Rock paintings of ‘Swift people’ are unique to the Cape fold mountains of the Klein Karoo. We think that these paintings were made by hunter-gatherer people, some time over the past few thousand years (the rock art hasn’t been dated).
Most of the figures have human heads and v-shaped bird tails. Some of the Swift people have arms and they hold bows in their hands, but others have long arms (wings) that stretch back to their tails. When I began researching them in the early 2000s, only 4 or 5 sites were known. Now at least 25 rock art sites with Swift people have been recorded.
Although I call them Swift-people, not all of these human-bird paintings are swifts.
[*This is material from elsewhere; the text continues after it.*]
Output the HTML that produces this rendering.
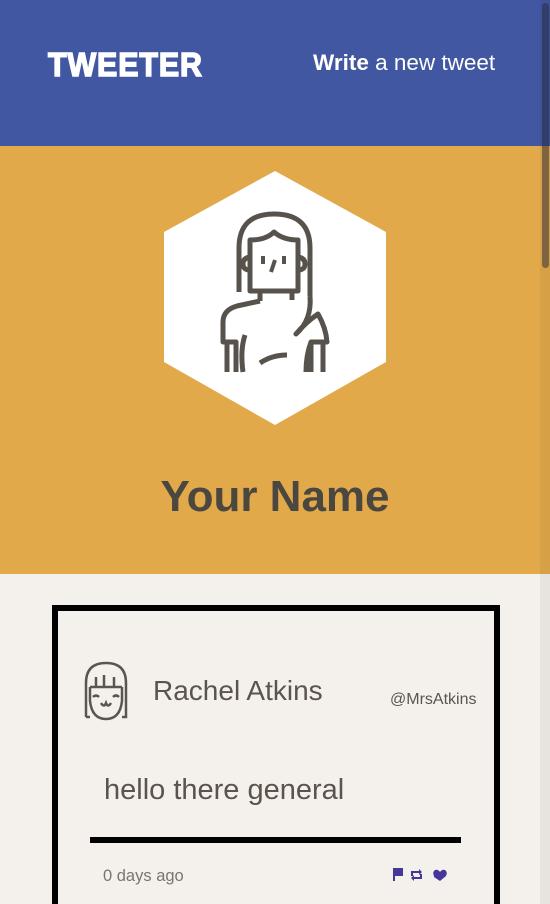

At least one is probably a Greater Striped Swallow. Then there are other paintings of flying figures that are only human appearance. So it seems that the artists were fascinated by flight. Perhaps they believed in spirit beings that took the form of swifts and/or swallows.
Swifts are the masters of flight. They are amongst the fastest -flying birds and they spend most of their lives on the wing. They cannot perch like most other birds do. They hang from ledges, especially cliffs and overhangs. Swifts, swallows and Rock Martins all nest in rock overhangs. We often find their nests in overhangs where people made rock art.
When they approach their roost in the rocks swifts fly at full speed and at the last minute they ‘brake’ and come to rest. Sometimes it seems they have disappeared into the rock. They have other interesting behaviours. In the evenings they large groups of swifts fly around in a big circle, calling the whole time, and sometimes chasing each other at high speed, suddenly swerving and changing direction. This is called a ‘screaming party. Swifts also clap their wings together, which makes a clapping sound.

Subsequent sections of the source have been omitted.